Today Jesus is talking about something else, something outside human experience.  The celebrants of ritual cannibalism can’t really absorb the living spirit of their victims, and the Essex survivors eventually died natural deaths.  To those who eat his flesh and drink his blood, Jesus offers resurrection “on the last day” (v. 54) and eternal life.  He doesn’t even say “will have” eternal life, but “has” eternal life—already.  This eternal life is something different, something more, than the avoidance of physical death, which even Jesus underwent.  It’s a seed of divine life planted in the core of our selves, and when the Lord returns “on the last day,” that seed will bear the fruit of resurrection (cf. 1 Cor 15:42-44), reuniting our physical bodies with our immortal souls in imitation of Jesus our Lord’s Easter triumph.  For the body and blood of Jesus, of which we partake in the Holy Eucharist, are food and drink of divine origin.

I come to you today as a Salesian priest, a son of St. John Bosco.  The Holy Eucharist was fundamental to St. John Bosco’s spirituality, to his way of catechizing and educating young people, to his apostolic mission in the Church.  In the 19th century, when it was unusual, he encouraged the early reception of First Communion—as soon, he said, as a child can distinguish between bread and Bread.  When most devout Catholics received Communion just a few times a year, Don Bosco encouraged frequent, even weekly, reception.  For in this sacrament we receive the divine nourishment of Jesus Christ, power to live the Christian life, to practice purity, obedience, humility, and all the other virtues of our state of life—whether we be students or workers or retirees, parents or priests or whoever.  We receive the power to bring our Christian beliefs and practices to bear on our social and public lives—a necessary consideration in this election year, because we are morally responsible before God for our votes, for the public policies we endorse.

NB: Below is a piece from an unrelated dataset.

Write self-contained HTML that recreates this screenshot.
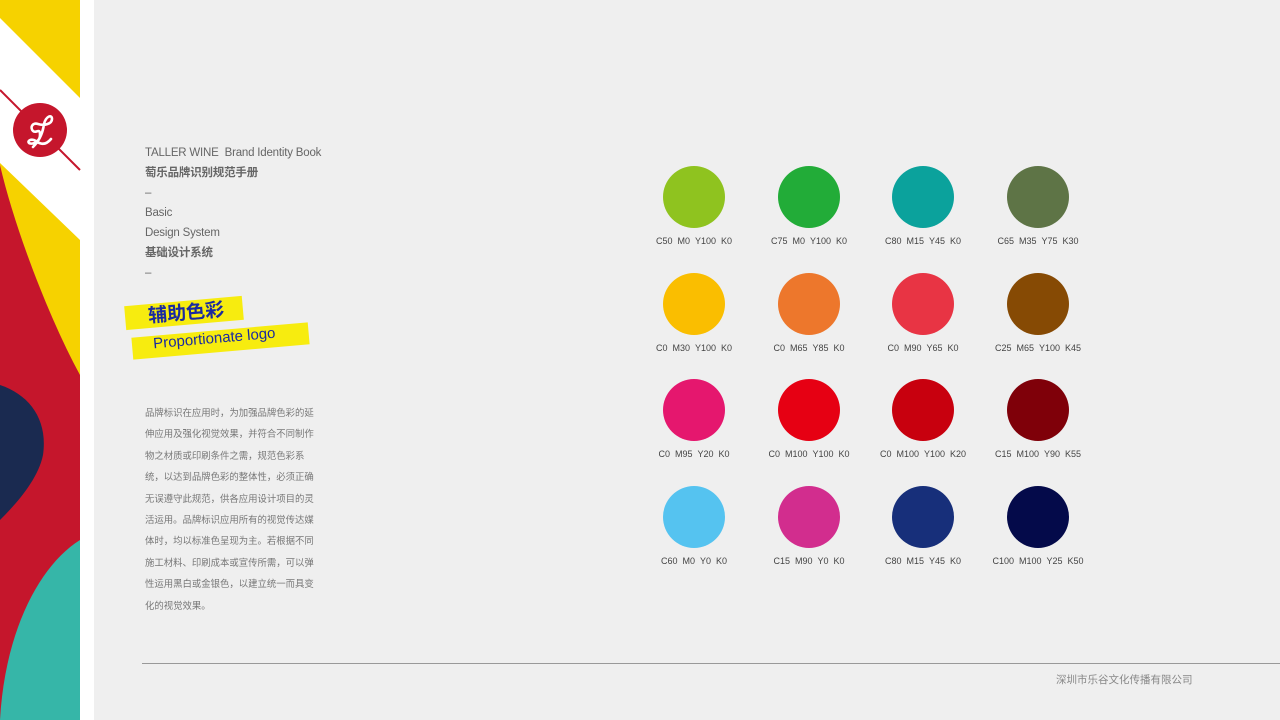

Fr. Curcio and the Society for the Propagation of the Faith have invited the Salesians here this weekend to appeal to your generosity.  St. John Bosco had a personal desire to go to the foreign missions, but God had other plans for him.  When he had founded the Salesian Society of priests and brothers, and the Salesian Sisters, he wanted one of our primary apostolates to be preaching the Gospel in foreign lands.  The more people who can be brought to the Lord’s sacred table, the more who can share in the body and blood of Jesus Christ, the more people will have God’s own life within them and will be raised up “on the last day” to live among God’s saints forever.
One of Don Bosco's dreams about his sons' bringing the Gospel to foreign peoples (art by Nino Musio)

When Don Bosco sent the 1st Salesian missionaries to Argentina in 1875, he sent 10 priests and brothers.  Today we have more men serving in the mission lands of South America, Asia, Africa, and the former Soviet Union than any other religious order except the Jesuits.  Overall, we have schools, parishes, youth centers, etc., in 124 countries.  A Salesian bishop, Carlos Belo, won the Nobel Prize for Peace in 1996 for his efforts to safeguard the rights of his people in East Timor, efforts that, unfortunately, were not entirely successful, as you know.

American Salesians are doing missionary work in Chile, mainland China, Ethiopia, Korea, Liberia, Sierra Leone, and Tanzania—not to mention home mission territory like Birmingham, Ala., Belle Glade, Fla., the Lower East Side of New York (where we arrived in 1898), Harlem, and where I’ve come from, Paterson, N.J.  We came to Port Chester in 1912 as missionaries to the hard-working but impoverished Italian immigrants of Holy Rosary parish, and to those of Corpus Christi in 1930.

If you’ve followed overseas news at all, you know that both Liberia and Sierra Leone have undergone brutal civil wars in the last decade.  The Salesians there have stayed at their posts, protecting their parishioners and schoolchildren and others, even in the face of looting, nearby massacres, and occasional artillery shelling.

One of my high school and college schoolmates, Fr. John Thompson, has been in Africa for 20 years, 1st in Liberia and now in Sierra Leone.  His latest project, about a year old, is a hospice for street boys in Freetown.  Many of these youths are orphans of the war, many of them former child soldiers; all of them need an education, psychological healing, someone who cares about them, and the Gospel.

This is the sort of mission we’re carrying out in many, many places.  Perhaps my Salesian confreres Fr. Naz and Fr. Joe have told you something about our work in India.  If you’re able to contribute something to support our work materially, using the special envelopes you find in the pews, we’ll appreciate that, and so will the good Lord.  If you can support us only with prayer, we much appreciate that too—and so will the good Lord.  May the Eucharist in which we and Catholics worldwide share bring us all closer to Jesus Christ and to the fullness of life.